MCP also introduces a clean separation between knowledge tools (read-only resources that provide information) and action tools (capabilities that modify external state). This distinction matters for governance. Knowledge tools—retrieving a customer’s order history, querying a knowledge base, looking up a product catalog—carry relatively low risk. Action tools—creating a support ticket, processing a refund, updating an account record—require authorization, audit logging, and potentially human approval. MCP’s explicit categorization makes it easier to apply appropriate controls to each type.

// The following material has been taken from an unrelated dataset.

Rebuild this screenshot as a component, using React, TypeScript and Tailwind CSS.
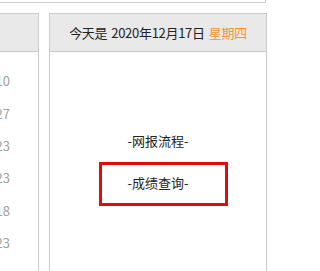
import React from "react";

const dates = ["2020-12-10", "2020-12-27", "2020-11-23", "2020-11-23", "2020-11-18", "2020-10-23"];

export default function App() {
  return (
    <div
      className="w-[279px] h-[271px] overflow-hidden bg-white relative"
      style={{ fontFamily: '"Noto Sans CJK SC", "Noto Sans", sans-serif' }}
    >
      <div className="h-[3px] w-[266px] border-b border-r border-[#cfcfcf]" />
      <div className="flex mt-[10px] gap-[10px]">
        {/* left panel, mostly off-screen */}
        <div className="w-[120px] ml-[-81px] shrink-0 flex flex-col border border-[#c9c9c9] h-[300px]">
          <div className="h-[38px] bg-[#e9e9e9] border-b border-[#c9c9c9]" />
          <div className="pt-[13px] flex flex-col">
            {dates.map((d, i) => (
              <div
                key={i}
                className="h-[32.3px] flex items-center justify-end pr-[28px] text-[13px] text-[#a0a0a0]"
              >
                {d}
              </div>
            ))}
          </div>
        </div>
        {/* right panel */}
        <div className="w-[218px] shrink-0 flex flex-col border border-[#c9c9c9] h-[300px]">
          <div className="h-[38px] bg-[#e9e9e9] border-b border-[#c9c9c9] flex items-center justify-center gap-[4px] text-[13px] text-[#222] whitespace-nowrap tracking-[-0.3px]">
            <span>今天是</span>
            <span>2020年12月17日</span>
            <span className="text-[#f0923a]">星期四</span>
          </div>
          <div className="flex flex-col items-center pt-[78px] text-[13px] text-[#222]">
            <div className="h-[22px] flex items-center">-网报流程-</div>
            <div className="relative mt-[20px] h-[22px] flex items-center">
              -成绩查询-
              <div className="absolute left-[-28px] top-[-10px] w-[129px] h-[44px] border-[3px] border-[#e00c0c]" />
            </div>
          </div>
        </div>
      </div>
    </div>
  );
}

It is worth noting what MCP does not specify. Authentication, authorization, service discovery, rate limiting, and operational governance are all left to implementers. MCP standardizes the communication protocol, not the operational infrastructure around it. Organizations adopting MCP still need to build or integrate these capabilities—but they can do so once, at the infrastructure layer, rather than re-implementing them for every agent-to-tool connection.
From Capabilities to Primitives
Tool use, function calling, and structured output are the substrate on which agentic systems are built. Without them, a language model is confined to generating text. With them, it becomes a reasoning engine that can perceive, decide, and act within a defined operational envelope.

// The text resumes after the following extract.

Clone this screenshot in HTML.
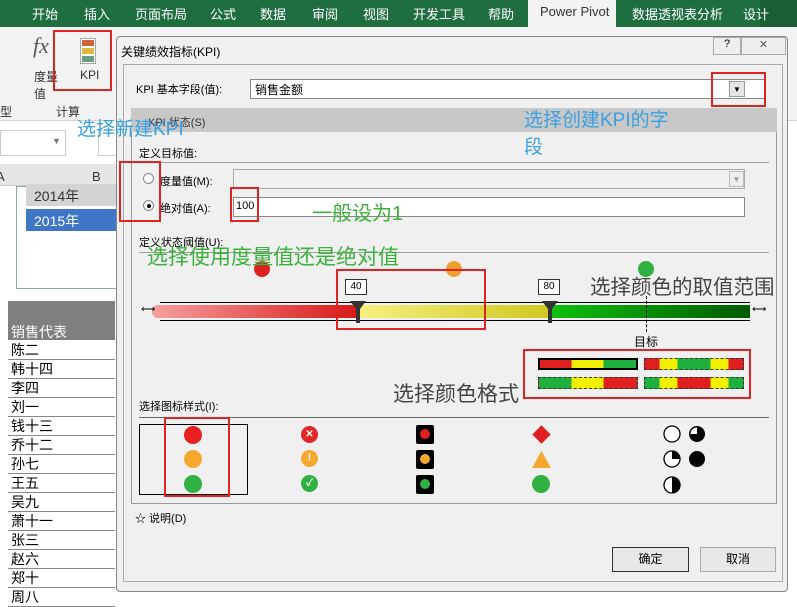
<!DOCTYPE html><html><head><meta charset="utf-8"><style>
*{margin:0;padding:0;box-sizing:border-box}
body{width:797px;height:594px;overflow:hidden;background:#fff;font-family:"Liberation Sans","Noto Sans CJK SC",sans-serif;font-size:12px;color:#000;position:relative}
.a{position:absolute;white-space:nowrap}
.rb{position:absolute;border:2.5px solid #e02424}
.dot{position:absolute;border-radius:50%}
.ln{position:absolute;height:1px;background:#a0a0a0}
</style></head><body>
<div class="a" style="left:0;top:0;width:797px;height:27px;background:#1f6e40"></div>
<div class="a" style="left:528px;top:0;width:88px;height:27px;background:#f3f3f3"></div>
<div class="a" style="top:4px;left:32px;color:#fff;font-size:13px">开始</div>
<div class="a" style="top:4px;left:84px;color:#fff;font-size:13px">插入</div>
<div class="a" style="top:4px;left:135px;color:#fff;font-size:13px">页面布局</div>
<div class="a" style="top:4px;left:210px;color:#fff;font-size:13px">公式</div>
<div class="a" style="top:4px;left:260px;color:#fff;font-size:13px">数据</div>
<div class="a" style="top:4px;left:312px;color:#fff;font-size:13px">审阅</div>
<div class="a" style="top:4px;left:363px;color:#fff;font-size:13px">视图</div>
<div class="a" style="top:4px;left:413px;color:#fff;font-size:13px">开发工具</div>
<div class="a" style="top:4px;left:488px;color:#fff;font-size:13px">帮助</div>
<div class="a" style="top:4px;left:540px;color:#333;font-size:13px">Power Pivot</div>
<div class="a" style="top:4px;left:632px;color:#fff;font-size:13px">数据透视表分析</div>
<div class="a" style="left:760px;top:0;width:37px;height:27px;background:#1a5e36"></div>
<div class="a" style="top:4px;left:743px;color:#fff;font-size:13px">设计</div>
<div class="a" style="left:0;top:27px;width:797px;height:94px;background:#f3f3f3;border-bottom:1px solid #d4d4d4"></div>
<div class="a" style="left:33px;top:33px;font-family:'Liberation Serif',serif;font-style:italic;font-size:22px;color:#555">fx</div>
<div class="a" style="left:80px;top:38px;width:16px;height:26px;background:#fff;border:1px solid #aaa"></div>
<div class="a" style="left:82px;top:40px;width:12px;height:6px;background:#c8663c"></div>
<div class="a" style="left:82px;top:48px;width:12px;height:6px;background:#e0b840"></div>
<div class="a" style="left:82px;top:56px;width:12px;height:6px;background:#6a9e84"></div>
<div class="a" style="left:34px;top:68px;color:#333">度量<br>值</div>
<div class="a" style="left:80px;top:68px;color:#333">KPI</div>
<div class="a" style="left:0;top:103px;color:#333">型</div>
<div class="a" style="left:56px;top:103px;color:#333">计算</div>
<div class="a" style="left:0;top:130px;width:66px;height:26px;background:#fff;border:1px solid #ccc"></div>
<div class="a" style="left:52px;top:136px;color:#777;font-size:9px">▼</div>
<div class="a" style="left:98px;top:130px;width:20px;height:26px;background:#fff;border:1px solid #ccc"></div>
<div class="a" style="left:0;top:164px;width:117px;height:22px;background:#e6e6e6;border-bottom:1px solid #ccc"></div>
<div class="a" style="left:-4px;top:169px;color:#333;font-size:13px">A</div>
<div class="a" style="left:92px;top:169px;color:#333;font-size:13px">B</div>
<div class="a" style="left:16px;top:186px;width:101px;height:103px;border:1px solid #8aa;background:#fff"></div>
<div class="a" style="left:26px;top:184px;width:91px;height:22px;background:#d4d4d4;color:#333;font-size:14px;padding:2px 8px">2014年</div>
<div class="a" style="left:26px;top:209px;width:91px;height:22px;background:#3f76c8;color:#fff;font-size:14px;padding:2px 8px">2015年</div>
<div class="a" style="left:8px;top:301px;width:107px;height:39px;background:#808080"></div>
<div class="a" style="left:11px;top:322px;color:#fff;font-size:14px">销售代表</div>
<div id="names"></div>
<div class="a" style="left:116px;top:36px;width:672px;height:556px;background:#f0f0f0;border:1px solid #888;border-radius:4px"></div>
<div class="a" style="left:121px;top:43px;font-size:12px">关键绩效指标(KPI)</div>
<div class="a" style="left:713px;top:37px;width:28px;height:18px;border:1px solid #aaa;background:#eee;text-align:center;font-size:11px">?</div>
<div class="a" style="left:741px;top:37px;width:45px;height:18px;border:1px solid #aaa;background:#eee;text-align:center;font-size:11px;color:#555">✕</div>
<div class="a" style="left:123px;top:64px;width:660px;height:518px;border:1px solid #aaa;background:#f0f0f0"></div>
<div class="a" style="left:136px;top:81px;font-size:11px">KPI 基本字段(值):</div>
<div class="a" style="left:250px;top:79px;width:515px;height:20px;background:#fff;border:1px solid #888;padding:1px 4px">销售金额</div>
<div class="a" style="left:729px;top:81px;width:16px;height:16px;background:#e6e6e6;border:1px solid #999;font-size:8px;text-align:center;line-height:15px">▼</div>
<div class="a" style="left:131px;top:108px;width:646px;height:24px;background:#c8c8c8"></div>
<div class="a" style="left:148px;top:114px;color:#333;font-size:11px">KPI 状态(S)</div>
<div class="a" style="left:131px;top:132px;width:646px;height:372px;border:1px solid #999;border-top:none"></div>
<div class="a" style="left:139px;top:145px;font-size:11px">定义目标值:</div>
<div class="ln" style="left:139px;top:162px;width:630px"></div>
<div class="a" style="left:143px;top:173px;width:11px;height:11px;border:1px solid #888;border-radius:50%;background:#fff"></div>
<div class="a" style="left:143px;top:200px;width:11px;height:11px;border:1px solid #888;border-radius:50%;background:#fff"></div>
<div class="dot" style="left:146.5px;top:203.5px;width:4px;height:4px;background:#000"></div>
<div class="a" style="left:160px;top:173px;font-size:11px">度量值(M):</div>
<div class="a" style="left:160px;top:200px;font-size:11px">绝对值(A):</div>
<div class="a" style="left:233px;top:169px;width:512px;height:20px;border:1px solid #aaa;background:#f0f0f0"></div>
<div class="a" style="left:729px;top:171px;width:15px;height:16px;border:1px solid #bbb;background:#eee;font-size:8px;color:#999;text-align:center;line-height:15px">▼</div>
<div class="a" style="left:233px;top:197px;width:512px;height:20px;border:1px solid #888;background:#fff;padding:2px 2px;font-size:11px">100</div>
<div class="a" style="left:139px;top:234px;font-size:11px">定义状态阈值(U):</div>
<div class="ln" style="left:139px;top:252px;width:630px"></div>
<div class="dot" style="left:254px;top:261px;width:16px;height:16px;background:#e02020"></div>
<div class="dot" style="left:446px;top:261px;width:16px;height:16px;background:#f0a030"></div>
<div class="dot" style="left:638px;top:261px;width:16px;height:16px;background:#30b040"></div>
<div class="a" style="left:160px;top:302px;width:590px;height:1px;background:#000"></div>
<div class="a" style="left:160px;top:320px;width:590px;height:1px;background:#000"></div>
<div class="a" style="left:152px;top:305px;width:206px;height:13px;background:linear-gradient(90deg,#f6a0a0,#d81818);border-radius:6px 0 0 6px"></div>
<div class="a" style="left:358px;top:305px;width:192px;height:13px;background:linear-gradient(90deg,#f6f080,#d0c820)"></div>
<div class="a" style="left:550px;top:305px;width:200px;height:13px;background:linear-gradient(90deg,#10c010,#005a00)"></div>
<div class="a" style="left:141px;top:304px;font-size:10px">⟷</div>
<div class="a" style="left:752px;top:304px;font-size:10px">⟷</div>
<div class="a" style="left:345px;top:279px;width:22px;height:16px;border:1px solid #333;background:#fff;font-size:10px;text-align:center;line-height:14px">40</div>
<div class="a" style="left:538px;top:279px;width:22px;height:16px;border:1px solid #333;background:#fff;font-size:10px;text-align:center;line-height:14px">80</div>
<svg class="a" style="left:348px;top:300px" width="20" height="24"><path d="M2 1h16l-6 8v14h-4V9z" fill="#333"/></svg>
<svg class="a" style="left:540px;top:300px" width="20" height="24"><path d="M2 1h16l-6 8v14h-4V9z" fill="#333"/></svg>
<div class="a" style="left:646px;top:296px;height:36px;border-left:1px dashed #000"></div>
<div class="a" style="left:634px;top:333px;font-size:12px">目标</div>
<div class="a" style="left:538px;top:358px;width:100px;height:12px;border:2px solid #000;background:linear-gradient(90deg,#e02020 33%,#f0f000 33% 66%,#20b040 66%)"></div>
<div class="a" style="left:644px;top:358px;width:100px;height:12px;border:1px dashed #333;background:linear-gradient(90deg,#e02020 15%,#f0f000 15% 33%,#20b040 33% 67%,#f0f000 67% 85%,#e02020 85%)"></div>
<div class="a" style="left:538px;top:377px;width:100px;height:12px;border:1px dashed #333;background:linear-gradient(90deg,#20b040 33%,#f0f000 33% 66%,#e02020 66%)"></div>
<div class="a" style="left:644px;top:377px;width:100px;height:12px;border:1px dashed #333;background:linear-gradient(90deg,#20b040 15%,#f0f000 15% 33%,#e02020 33% 67%,#f0f000 67% 85%,#20b040 85%)"></div>
<div class="a" style="left:139px;top:398px;font-size:11px">选择图标样式(I):</div>
<div class="ln" style="left:139px;top:417px;width:630px;background:#666"></div>
<div class="a" style="left:139px;top:424px;width:109px;height:71px;border:1px solid #000"></div>
<div class="dot" style="left:184px;top:426px;width:18px;height:18px;background:#e82020"></div>
<div class="dot" style="left:184px;top:450px;width:18px;height:18px;background:#f5a830"></div>
<div class="dot" style="left:184px;top:475px;width:18px;height:18px;background:#30b040"></div>
<div class="dot" style="left:301px;top:426px;width:17px;height:17px;background:#e02828;color:#fff;font-size:10px;text-align:center;line-height:17px;font-weight:bold">✕</div>
<div class="dot" style="left:301px;top:450px;width:17px;height:17px;background:#f5a830;color:#fff;font-size:11px;text-align:center;line-height:17px;font-weight:bold">!</div>
<div class="dot" style="left:301px;top:475px;width:17px;height:17px;background:#30b040;color:#fff;font-size:10px;text-align:center;line-height:17px;font-weight:bold">✓</div>
<div class="a" style="left:416px;top:425px;width:18px;height:19px;background:#000;border-radius:2px"></div><div class="dot" style="left:420px;top:429px;width:10px;height:10px;background:#e02020"></div>
<div class="a" style="left:416px;top:450px;width:18px;height:19px;background:#000;border-radius:2px"></div><div class="dot" style="left:420px;top:454px;width:10px;height:10px;background:#f5a830"></div>
<div class="a" style="left:416px;top:475px;width:18px;height:19px;background:#000;border-radius:2px"></div><div class="dot" style="left:420px;top:479px;width:10px;height:10px;background:#30b040"></div>
<div class="a" style="left:535px;top:428px;width:13px;height:13px;background:#e02020;transform:rotate(45deg)"></div>
<svg class="a" style="left:532px;top:451px" width="19" height="17"><path d="M9.5 0L19 17H0z" fill="#f5a830"/></svg>
<div class="dot" style="left:532px;top:475px;width:18px;height:18px;background:#30b040"></div>
<svg class="a" style="left:662px;top:424px" width="50" height="72">
<circle cx="10" cy="10" r="8" fill="#fff" stroke="#000" stroke-width="1.3"/>
<circle cx="35" cy="10" r="8" fill="#000"/><path d="M35 10V3.5A6.5 6.5 0 0 0 28.5 10z" fill="#fff"/>
<circle cx="10" cy="35" r="8" fill="#fff" stroke="#000" stroke-width="1.3"/><path d="M10 35V27A8 8 0 0 1 18 35z" fill="#000"/>
<circle cx="35" cy="35" r="8" fill="#000"/>
<circle cx="10" cy="61" r="8" fill="#fff" stroke="#000" stroke-width="1.3"/><path d="M10 53A8 8 0 0 1 10 69z" fill="#000"/>
</svg>
<div class="a" style="left:135px;top:510px;font-size:11px">☆ 说明(D)</div>
<div class="a" style="left:612px;top:547px;width:77px;height:25px;border:1px solid #333;background:#e8e8e8;text-align:center;line-height:23px">确定</div>
<div class="a" style="left:700px;top:547px;width:76px;height:25px;border:1px solid #aaa;background:#e8e8e8;text-align:center;line-height:23px">取消</div>
<div class="a" style="left:77px;top:114px;color:#3aa0e0;font-size:19px">选择新建KPI</div>
<div class="a" style="left:524px;top:107px;color:#3aa0e0;font-size:19px;line-height:27px">选择创建KPI的字<br>段</div>
<div class="a" style="left:312px;top:197px;color:#3cb03c;font-size:20px">一般设为1</div>
<div class="a" style="left:147px;top:241px;color:#3cb03c;font-size:21px">选择使用度量值还是绝对值</div>
<div class="a" style="left:590px;top:270px;color:#444;font-size:20.5px">选择颜色的取值范围</div>
<div class="a" style="left:393px;top:378px;color:#444;font-size:21px">选择颜色格式</div>
<div class="rb" style="left:53px;top:30px;width:59px;height:61px"></div>
<div class="rb" style="left:119px;top:161px;width:42px;height:61px"></div>
<div class="rb" style="left:230px;top:187px;width:29px;height:35px"></div>
<div class="rb" style="left:711px;top:72px;width:55px;height:35px"></div>
<div class="rb" style="left:336px;top:269px;width:150px;height:61px"></div>
<div class="rb" style="left:523px;top:349px;width:228px;height:50px"></div>
<div class="rb" style="left:164px;top:417px;width:66px;height:80px"></div>
<script>
var n=["陈二","韩十四","李四","刘一","钱十三","乔十二","孙七","王五","吴九","萧十一","张三","赵六","郑十","周八"],h="";
for(var i=0;i<n.length;i++){var t=341+i*19;h+='<div class="a" style="left:8px;top:'+t+'px;width:107px;height:19px;border-bottom:1px solid #888;font-size:14px;padding-left:3px;line-height:19px">'+n[i]+'</div>';}
document.getElementById("names").innerHTML=h;
</script>
</body></html>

This is precisely what connects these foundational capabilities to the higher-level abstractions that matter for agent design. In the agentic primitives framework, tools are one of the six fundamental categories—the interfaces through which agents access external systems and take action. Tools divide into knowledge tools (read-only retrieval from databases, APIs, and knowledge bases) and action tools (operations that modify external state). Function calling is the mechanism that makes tools work. Structured output is the mechanism that makes an agent’s reasoning legible and actionable to the rest of the system. And MCP is the emerging standard that makes tools portable and interoperable across frameworks and providers.

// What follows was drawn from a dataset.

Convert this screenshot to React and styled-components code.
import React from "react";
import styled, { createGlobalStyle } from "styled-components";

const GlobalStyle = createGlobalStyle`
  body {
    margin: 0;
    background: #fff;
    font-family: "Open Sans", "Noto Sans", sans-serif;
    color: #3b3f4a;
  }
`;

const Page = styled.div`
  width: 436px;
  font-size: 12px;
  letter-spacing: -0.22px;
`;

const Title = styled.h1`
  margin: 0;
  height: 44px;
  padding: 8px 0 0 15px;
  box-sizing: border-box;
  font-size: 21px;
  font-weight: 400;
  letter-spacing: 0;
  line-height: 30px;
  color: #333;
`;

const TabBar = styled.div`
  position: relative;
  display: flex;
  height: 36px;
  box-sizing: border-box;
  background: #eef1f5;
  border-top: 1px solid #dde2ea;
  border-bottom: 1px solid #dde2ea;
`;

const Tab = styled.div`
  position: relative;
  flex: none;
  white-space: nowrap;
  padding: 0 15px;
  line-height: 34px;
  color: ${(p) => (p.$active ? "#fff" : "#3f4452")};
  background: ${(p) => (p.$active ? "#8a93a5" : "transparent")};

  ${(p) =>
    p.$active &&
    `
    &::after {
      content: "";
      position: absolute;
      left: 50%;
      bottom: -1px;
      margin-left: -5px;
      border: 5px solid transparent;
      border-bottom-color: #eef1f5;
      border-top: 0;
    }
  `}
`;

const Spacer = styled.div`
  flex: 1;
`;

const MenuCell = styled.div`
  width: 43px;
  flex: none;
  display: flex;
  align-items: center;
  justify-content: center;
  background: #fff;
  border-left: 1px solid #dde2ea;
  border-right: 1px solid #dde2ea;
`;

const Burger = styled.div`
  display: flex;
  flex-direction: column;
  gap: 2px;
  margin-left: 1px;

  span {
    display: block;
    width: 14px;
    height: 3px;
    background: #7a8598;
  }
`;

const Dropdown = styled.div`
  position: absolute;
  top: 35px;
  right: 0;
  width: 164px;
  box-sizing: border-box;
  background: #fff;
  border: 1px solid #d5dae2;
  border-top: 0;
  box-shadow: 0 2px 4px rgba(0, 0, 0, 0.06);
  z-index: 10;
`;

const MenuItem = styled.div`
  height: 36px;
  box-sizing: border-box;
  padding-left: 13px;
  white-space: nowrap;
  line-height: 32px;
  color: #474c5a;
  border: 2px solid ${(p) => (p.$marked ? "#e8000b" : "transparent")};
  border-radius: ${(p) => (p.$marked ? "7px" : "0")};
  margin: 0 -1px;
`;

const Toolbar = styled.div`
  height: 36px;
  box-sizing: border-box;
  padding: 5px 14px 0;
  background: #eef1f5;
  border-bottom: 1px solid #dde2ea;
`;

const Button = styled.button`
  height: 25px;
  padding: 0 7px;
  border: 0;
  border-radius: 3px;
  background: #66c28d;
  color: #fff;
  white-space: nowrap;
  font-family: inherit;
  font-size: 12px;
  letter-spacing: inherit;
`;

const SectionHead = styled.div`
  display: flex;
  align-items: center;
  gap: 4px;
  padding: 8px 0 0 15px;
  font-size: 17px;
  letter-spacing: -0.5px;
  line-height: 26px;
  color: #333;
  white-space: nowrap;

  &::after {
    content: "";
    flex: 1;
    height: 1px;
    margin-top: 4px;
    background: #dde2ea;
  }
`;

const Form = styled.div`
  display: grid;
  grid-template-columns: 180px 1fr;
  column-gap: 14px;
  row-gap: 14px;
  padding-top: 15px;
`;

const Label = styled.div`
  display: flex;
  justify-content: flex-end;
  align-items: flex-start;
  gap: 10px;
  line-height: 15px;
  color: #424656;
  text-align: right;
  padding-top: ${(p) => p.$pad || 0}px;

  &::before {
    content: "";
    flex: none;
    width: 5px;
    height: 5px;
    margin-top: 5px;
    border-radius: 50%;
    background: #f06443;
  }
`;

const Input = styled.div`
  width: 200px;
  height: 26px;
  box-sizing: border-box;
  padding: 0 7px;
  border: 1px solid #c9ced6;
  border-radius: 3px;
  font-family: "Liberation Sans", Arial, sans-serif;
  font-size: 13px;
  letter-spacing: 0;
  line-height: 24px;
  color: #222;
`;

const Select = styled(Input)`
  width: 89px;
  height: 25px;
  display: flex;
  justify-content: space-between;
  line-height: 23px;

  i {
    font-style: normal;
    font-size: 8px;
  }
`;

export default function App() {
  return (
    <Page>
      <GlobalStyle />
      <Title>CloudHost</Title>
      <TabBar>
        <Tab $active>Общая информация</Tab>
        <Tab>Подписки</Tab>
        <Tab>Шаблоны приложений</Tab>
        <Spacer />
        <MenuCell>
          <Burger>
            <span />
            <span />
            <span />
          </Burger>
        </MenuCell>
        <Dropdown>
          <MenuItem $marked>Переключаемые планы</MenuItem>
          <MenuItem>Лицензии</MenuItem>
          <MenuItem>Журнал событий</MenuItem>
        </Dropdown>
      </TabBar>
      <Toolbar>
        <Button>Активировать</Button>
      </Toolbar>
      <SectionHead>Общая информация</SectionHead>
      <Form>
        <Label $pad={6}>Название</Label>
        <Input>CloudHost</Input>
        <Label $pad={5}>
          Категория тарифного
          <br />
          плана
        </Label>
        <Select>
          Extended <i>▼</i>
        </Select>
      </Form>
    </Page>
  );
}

Understanding these mechanisms at a technical level isn’t optional for anyone building enterprise agents. The decisions you make about tool design—what schemas you define, what validation you enforce, what governance you apply—directly determine whether your agents operate reliably or fail unpredictably. The abstractions above this layer (skills, tasks, orchestration patterns) assume that the tool layer works. When it doesn’t, nothing else matters.
Key Takeaways
The transition from chatbot to agent building block rests on three technical capabilities: tool use gives models the ability to request actions from external systems through a structured propose-and-execute pattern that keeps the application layer in control; function calling provides the formal, schema-driven contract between model and application that makes tool interactions reliable, composable, and governable; and structured output constrains model responses to predictable formats that downstream systems can parse and act on without human interpretation. MCP adds a standards layer on top, making tool integrations portable across frameworks and providers while cleanly separating knowledge tools from action tools for governance purposes. These are not features to evaluate in isolation—they are the foundational substrate that every other agentic pattern depends on, from the skills that encode domain expertise to the orchestration patterns that coordinate multi-agent workflows. Get the tool layer right, and you have a foundation for agents that scale. Get it wrong, and every abstraction you build above it inherits that fragility.